Distintos indicadores permiten comprobar que el ritmo de crecimiento de la productividad agrícola viene disminuyendo. Esto es, producir más cada vez resulta más difícil. Ello puede explicarse por un agotamiento de la extensión de la frontera agrícola; así, las tierras susceptibles de ser incorporadas a la producción de alimentos —tanto vegetales como ganado- prácticamente están cubiertas en el mundo entero. Asimismo, los frutos de la llamada “revolución verde” de los años 60 del siglo pasado han tocado su cúspide. Es decir, la ampliación de la productividad de la tierra y las semillas a partir de la introducción de sistemas de riego, de maquinización del campo y de uso de fertilizantes e insecticidas habrá alcanzado su límite. Junto a dichos procesos es oportuno considerar los efectos que el cambio climático va generando sobre las cosechas: sea por sequías agudas o por inundaciones, crecen los volúmenes de producción perdida cada ciclo agrícola, en especial en los países menos desarrollados y más vulnerables a los saldos negativos de la alteración de los ecosistemas.

Además, parte de los recursos que antes se destinaban a la producción agroalimentaria capital, tierra, semillas, etc. se han desviado a la producción de insumos para generar bioenergéticos, como el etanol. Por el lado de la demanda, la salida de la pobreza de 400 millones de habitantes en Asia en los últimos 25 años ha generado un cambio en la dieta alimenticia global. Baste decir, por ejemplo, que si a mediados de los 80 un habitante en China consumía 20 kilos de carne al año, hoy consume 50 kilos. Aunada a esta “carrera” por comida entre los habitantes del mundo, hay que sumar a un nuevo competidor: las máquinas que necesitan combustibles elaborados a partir de energéticos renovables.

La demanda mundial de alimentos está definida por dos grandes variables: el tamaño de la población y su ritmo de crecimiento, así como el nivel de ingresos. La población ya no crece tan rápidamente como en el pasado pero sigue en expansión, y la expectativa de que no suban los precios de los alimentos no puede ser que el mundo esté estancado económicamente, esto es, que las distintas naciones no consigan acabar con sus niveles actuales de pobreza. México produce sólo el 60% de los alimentos que consume. Siendo así, el encarecimiento de los precios internacionales de alimentos aumenta el gasto nacional en los mismos, e implica “importar” inflación al comprar granos más caros en el mercado mundial. Así, si bien nuestra economía no crece rápidamente, sigue siendo deficitaria y su déficit puede ser aún mayor si no aumentamos la producción nacional para lo cual se requerirían inversiones extraordinarias que en este contexto de recesión y caída del crédito sólo podrían provenir del sector público.
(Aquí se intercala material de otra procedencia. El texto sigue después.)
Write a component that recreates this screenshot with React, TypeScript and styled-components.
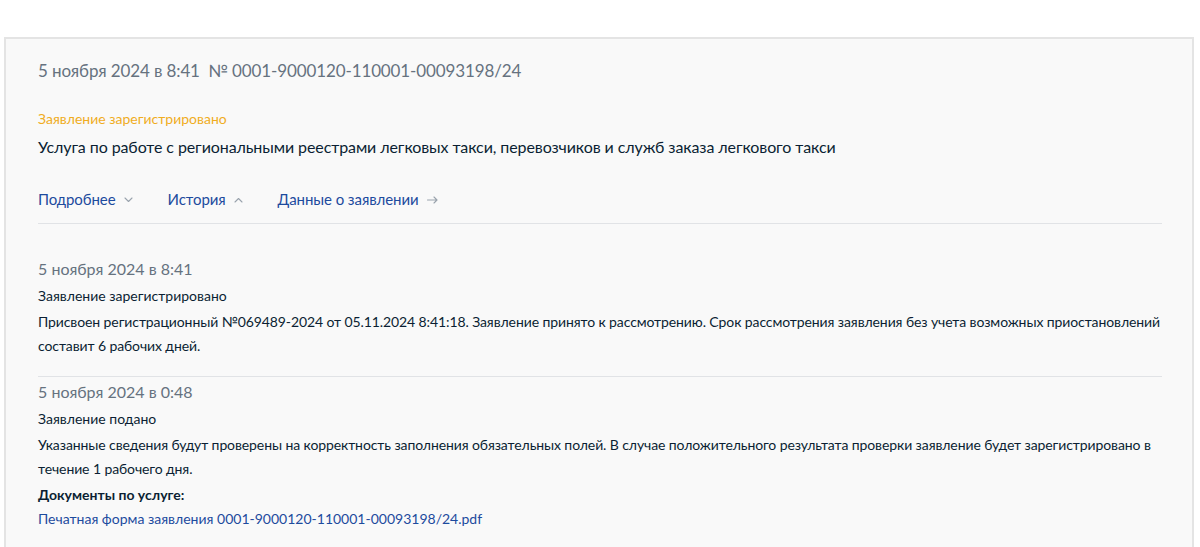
import styled, { createGlobalStyle } from "styled-components";

const GlobalStyle = createGlobalStyle`
    html, body {
        margin: 0;
        padding: 0;
        background: #ffffff;
        font-family: Lato, "Noto Sans", sans-serif;
        color: #0b1f33;
    }
`;

interface HistoryEntry {
    date: string;
    title: string;
    text: string;
    documents?: string[];
}

const history: HistoryEntry[] = [
    {
        date: "5 ноября 2024 в 8:41",
        title: "Заявление зарегистрировано",
        text: "Присвоен регистрационный №069489-2024 от 05.11.2024 8:41:18. Заявление принято к рассмотрению. Срок рассмотрения заявления без учета возможных приостановлений составит 6 рабочих дней.",
    },
    {
        date: "5 ноября 2024 в 0:48",
        title: "Заявление подано",
        text: "Указанные сведения будут проверены на корректность заполнения обязательных полей. В случае положительного результата проверки заявление будет зарегистрировано в течение 1 рабочего дня.",
        documents: ["Печатная форма заявления 0001-9000120-110001-00093198/24.pdf"],
    },
];

const Chevron = ({ up }: { up?: boolean }) => (
    <svg width="9" height="6" viewBox="0 0 9 6" fill="none">
        <path
            d={up ? "M1 5 L4.5 1.5 L8 5" : "M1 1 L4.5 4.5 L8 1"}
            stroke="#9aa3ad"
            strokeWidth="1.1"
            strokeLinecap="round"
            strokeLinejoin="round"
        />
    </svg>
);

const Arrow = () => (
    <svg width="11" height="8" viewBox="0 0 11 8" fill="none">
        <path
            d="M0.5 4 H10 M7 1 L10 4 L7 7"
            stroke="#9aa3ad"
            strokeWidth="1.1"
            strokeLinecap="round"
            strokeLinejoin="round"
        />
    </svg>
);

export default function App() {
    return (
        <>
            <GlobalStyle />
            <Page>
                <Card>
                    <Header>
                        5 ноября 2024 в 8:41&nbsp;&nbsp;№ 0001-9000120-110001-00093198/24
                    </Header>
                    <Status>Заявление зарегистрировано</Status>
                    <ServiceTitle>
                        Услуга по работе с региональными реестрами легковых такси,
                        перевозчиков и служб заказа легкового такси
                    </ServiceTitle>
                    <Tabs>
                        <TabLink>
                            Подробнее <Chevron />
                        </TabLink>
                        <TabLink>
                            История <Chevron up />
                        </TabLink>
                        <TabLink>
                            Данные о заявлении <Arrow />
                        </TabLink>
                    </Tabs>
                    <HistoryList>
                        {history.map((item, i) => (
                            <HistoryItem key={i} $first={i === 0} $last={i === history.length - 1}>
                                <ItemDate>{item.date}</ItemDate>
                                <ItemTitle>{item.title}</ItemTitle>
                                <ItemText>{item.text}</ItemText>
                                {item.documents && (
                                    <>
                                        <DocsLabel>Документы по услуге:</DocsLabel>
                                        {item.documents.map((doc) => (
                                            <DocLink key={doc}>{doc}</DocLink>
                                        ))}
                                    </>
                                )}
                            </HistoryItem>
                        ))}
                    </HistoryList>
                </Card>
            </Page>
        </>
    );
}

const Page = styled.div`
    padding: 37px 6px 0 4px;
    height: 547px;
    box-sizing: border-box;
    overflow: hidden;
`;

const Card = styled.div`
    background: #f9f9f9;
    border: 2px solid #e4e4e4;
    border-bottom: none;
    padding: 20px 30px 40px 32px;
    min-height: 560px;
    box-sizing: border-box;
`;

const Header = styled.div`
    font-size: 17px;
    line-height: 24px;
    letter-spacing: -0.12px;
    color: #66727f;
`;

const Status = styled.div`
    margin-top: 26px;
    font-size: 14px;
    line-height: 20px;
    color: #f0ad1e;
`;

const ServiceTitle = styled.div`
    margin-top: 6px;
    font-size: 16px;
    line-height: 24px;
    letter-spacing: -0.09px;
    color: #0b1f33;
`;

const Tabs = styled.div`
    display: flex;
    gap: 35px;
    margin-top: 28px;
    padding-bottom: 12px;
    border-bottom: 1px solid #e1e3e6;
`;

const TabLink = styled.a`
    display: inline-flex;
    align-items: center;
    gap: 8px;
    font-size: 15px;
    line-height: 24px;
    letter-spacing: -0.08px;
    color: #1d4b9e;
    cursor: pointer;

    svg {
        margin-top: 1px;
    }
`;

const HistoryList = styled.div`
    display: flex;
    flex-direction: column;
`;

const HistoryItem = styled.div<{ $first?: boolean; $last?: boolean }>`
    padding-top: ${(p) => (p.$first ? "33px" : "3px")};
    padding-bottom: ${(p) => (p.$last ? "0" : "18px")};
    border-bottom: ${(p) => (p.$last ? "none" : "1px solid #e1e3e6")};
`;

const ItemDate = styled.div`
    font-size: 16px;
    line-height: 24px;
    color: #66727f;
    margin-bottom: 3px;
`;

const ItemTitle = styled.div`
    font-size: 14px;
    line-height: 24px;
    color: #0b1f33;
    margin-bottom: 2px;
`;

const ItemText = styled.div`
    font-size: 14px;
    line-height: 24px;
    letter-spacing: -0.1px;
    color: #0b1f33;
`;

const DocsLabel = styled.div`
    margin-top: 2px;
    font-size: 14px;
    line-height: 24px;
    font-weight: 700;
    color: #0b1f33;
`;

const DocLink = styled.a`
    display: block;
    font-size: 14px;
    line-height: 24px;
    color: #1d4b9e;
    cursor: pointer;
`;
La crisis financiera puede crear la idea de que ese es el problema prioritario, pero ello no implica que se hayan conculcado los riesgos alimentarios. La dependencia externa de alimentos, que se ha exacerbado en los años de preeminencia del mercado abierto en la economía mexicana, nos coloca en una situación de fragilidad en el tema más importante de la economía en la historia de la humanidad: la capacidad de asegurar la alimentación y, por ende, la reproducción de la población. En este sensible tema estamos en peligro, aunque eso no aparezca por ahora en las noticias de la televisión o la radio ni en las ocho columnas de la prensa ni aunque al gobierno se le haya olvidado.